Which brings me to the second point: - Research labs typically don't care much about yield: they need sufficient amount of working devices to measure and show things are possible and publish about it, but they do not need to bring it up to reliably reproducible results. However when you make an ASIC with millions to billons of transistors and wires, you typically depend on ALL vias and ALL transistors working, not just 80-90% of them, to get a functional chip. This is a lot of hard and dedicated work, in a way it's an art, black magic almost to most: very few people and companies have the expertise to pull this off. It's not a big exaggeration to say only TSMC can do this really well. Just look at how much even Intel is struggling to get their next node out (it's been how many years of Tick Tock Tock Tock Tock.. now?)

3 comments

That's a good argument /explanation. However, based on the equipment cost they mentioned (half a million $) I assumed they wouldn't be doing VLSI chips. As you said process reliability and efficiency is king there. I very much doubt you can do VLSI chips with alibaba equipment for $0.5million. My impression was they would be making rare chips with few tens of transistors tops (perhaps analog ics etc.). Even with few dozen transistors there should be many chips they could sell. Simple(obsolete) logic no one makes, but required to service old military equipment. Other simple IC's. If they could pull off a process to produce few K of transistors efficiently (an equivalent of 1980s tech) they could make microcontrollers etc(flash is another story). This is coming into VLSI territory, but it is still extremely far from a powerfull TPU chip.
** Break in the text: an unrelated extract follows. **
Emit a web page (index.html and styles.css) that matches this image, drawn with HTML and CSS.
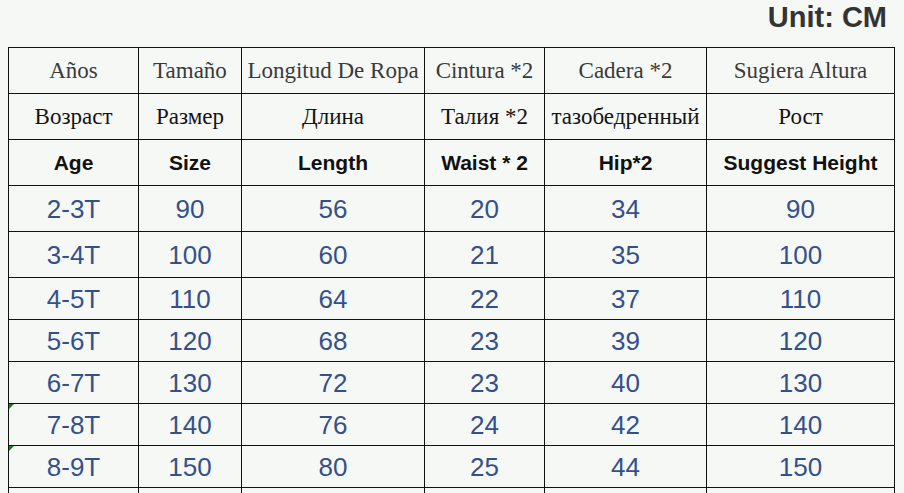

Look at google's edge TPU. I bet they sell them so cheap only because they had some unused wafer space left near the edges when making their proper TPUs. So they squeezed in some of those edge TPUs almost for free. How can anyone with alibaba equipment compete with that?
Sam Zeloof did a 1000 transistor chip (granted, not interconnected) with eBay Alibaba type stuff. VLSI would be probably 10,000 transistors or higher, so within the realm of possibility.
On the thousand steps bit, LTT did a tour of one of Intel's fabs in Israel and it's pretty incredible. Everything is automated with little bins moved via overhead rails to the different stations.

https://www.youtube.com/watch?v=2ehSCWoaOqQ

Does what you've written here apply to UK universities too though?